Somehow that doesn’t surprise me. Here’s where the drama kicks in however; there are conflicting stories on what happened during that awkward phone call to the Martin Guitar Museum, Reverb reports. It was originally reported that Martin had taken the incident like a champ, merely saying:

Do you need another one? and Can we have the pieces to display in our museum?

Whew, we’re in the clear guys. It’s like when your dad doesn’t notice that Babe Ruth signed baseball that you borrowed while he was on a business trip was merely a forgery created by his own son after he accidentally destroyed the ball in an incident with an over-sized dog. Much like in The Sandlot however, it wasn’t that easy. Dick Boak, director of the museum, archives, and special events for the company says it didn’t happen quite like that:

We were informed that it was an accident on set. We assumed that a scaffolding or something fell on it. We understand that things happen, but at the same time we can’t take this lightly. All this about the guitar being smashed being written into the script and that somebody just didn’t tell the actor, this is all new information to us. We didn’t know anything about the script or Kurt Russell not being told that it was a priceless, irreplaceable artifact from the Martin Museum.

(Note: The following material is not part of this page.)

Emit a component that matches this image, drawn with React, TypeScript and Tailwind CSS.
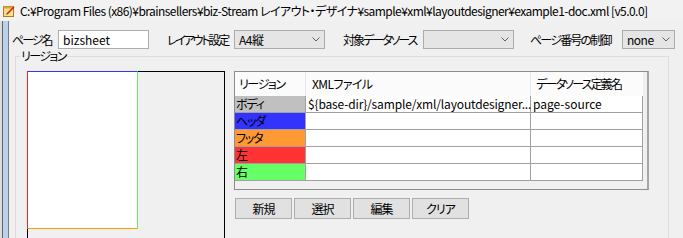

Now, I’m merely playing devil’s advocate here but if it were me and Kurt Russell or someone of the like called and was like “Hey dude, your priceless item broke and we’re really sorry”, after telling him how underrated Tango and Cash was, I would have asked him what happened. You never just assume because assumption is the mother of all screw ups. I learned that from Under Siege 2. Also, if I were in Mr. Boak’s shoes I could easily understand wanting to be cool about it in the moment and then realizing I was probably in a boat load of trouble; because my companies irreplaceable guitar just got smashed into oblivion by a bearded bounty hunter. Boak continued:

We want to make sure the people know that the incident was very distressing to us. We can’t believe that it happened. I don’t think anything can really remedy this. We’ve been remunerated for the insurance value, but it’s not about the money. It’s about the preservation of American musical history and heritage. 

That’s why I never let my friends borrow my blu-rays anymore; it’s just a lose lose situation. In all seriousness, everyone knows how that feels. To actually be the loaner or the loaned and have something go awry. Not a fun situation for anybody, especially when your dealing with something important to you know, the preservation of musical history. Boak went on to say nobody is touching his stuff anymore:

As a result of the incident, the company will no longer loan guitars to movies under any circumstances.

He also says that they wanted the pieces back, not because he thought it was cool or wanted to display a punk rock masterpiece, courtesy Quentin Tarantino; but in the hopes of fixing the historical guitar:

Upon inspection of the pieces, we realized that the guitar was beyond fixing. It’s destroyed.

Well, when the hangman catches you; you hang. That was uncalled for and I apologize. Couldn’t help myself.

There you have it, GeekNation. The sad story of a piece of musical history being lost forever. At-least it was by a talented actor, making a great movie. It could have been worse; it could have been an Alvin and the Chipmunks sequel or something.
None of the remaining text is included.